The reaction to ex-chief butcher of the poor George Osborne’s “living wage” of £8.21 for workers aged 25 and over provided a glimpse of what is to come. 

Osborne did not let the fact it was not a living wage get in the way of his heroically mendacious marketing campaign, nor sceptics from catastrophising.

Kitty Usher, managing director of Tooley Street Research, warned the Financial Times in April 2016 that the policy was “robbing Peter to pay Paul” and could cause around 60,000 job losses before 2020.

On those terms, the capitalists’ fears have, unsurprisingly, not materialised. In February, the Low Pay Commission published its findings on the effects of the “living wage” on employment levels for 2018. 

It concluded that raising the wages of the lowest paid “had little adverse impact on employment retention overall” and found “no robust effect on general employment retention or hours worked.”

Jeremy Corbyn and his team should strive for something ambitious: a £12 UK hourly rate and £15 in London, with a 35-hour working week, so families can meet the minimum income standard for a quality life.

The minimum income standard is a public consultation method used by organisations like the Joseph Rowntree Foundation to work out what is needed to secure a minimum level of good living. 

Feedback creates a basket of goods, which uses the minimum income standard to work out daily living costs through public consensus. 

The minimum income standard informs living wage rate calculations, which are done annually by the Resolution Foundation and overseen by the Living Wage Commission.

The minimum income standard is the springboard socialists use to call for braver measures. 

Writing in April, Paula Mitchell of the Socialist Party urged Corbyn and his team to mirror the “15 Now” campaign of fast-food workers in Seattle who sealed a $15 hourly wage in 2014. 

“What is achievable is decided by the struggle,” Mitchell rightly says. Coupled with a 35-hour week, £15 an hour would be £27,000 annually after tax and national insurance. It is not a policy that screams avarice, and, as Mitchell says, would meet the minimum income standard. 

The Tories boast about the British economy being the fifth-largest in the world but 2018 government figures show 14 million people, or more than one in five, trapped in poverty — shameful in a society where members of Cambridge University’s Conservative society guffaw while burning a £20 note in front of a homeless man.

This is not a case of wishing upon a dialectic and hoping for the best. Once upon a time the two main parties clashed over whether to have a minimum wage. 

Now the Tories try to soothe workers with one hand while punching their loved ones with the other.

A £12 UK living wage and £15 London rate would not be panaceas, but will put money in workers’ coffers while kicking doorstep lenders and loan sharks in the pockets.
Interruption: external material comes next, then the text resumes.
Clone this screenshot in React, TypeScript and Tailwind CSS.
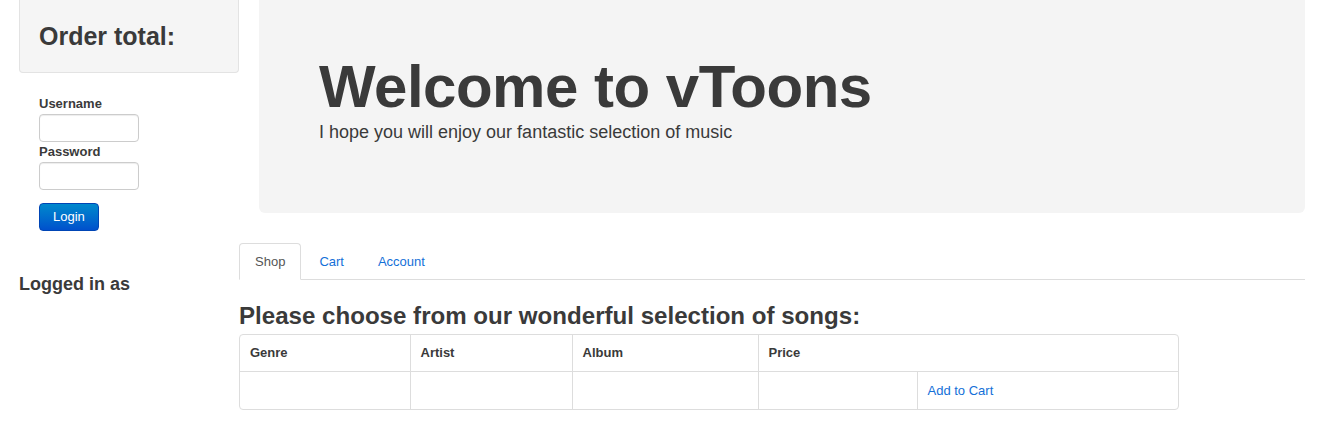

The Tories can play The 1975’s Give Yourself a Try to Joy Division’s Disorder – ie a tacky copy, as much as they like. 

Their promises will never be implemented because they are wholly subservient to money. What is telling is they now use the rhetoric of the left for short-term approval and to woo the low-paid. 

Javid outdid every Live at the Apollo performer in history by claiming the Tories are “the workers’ party” following the pay-rise promise. 

This is despite the vicious Trade Union Act, reneging on putting workers on boards and just about every Tory policy that has been made law.

One of Corbyn’s triumphs has been to bring socialist, rather than socially democratic, economic ideas into mainstream political debate again. 

The Tories are aping his ideas and he has knocked back accusations of “Miliband-plus” brown bread. To move the project onwards, he must strike at the heart of capital by fighting for a higher living wage.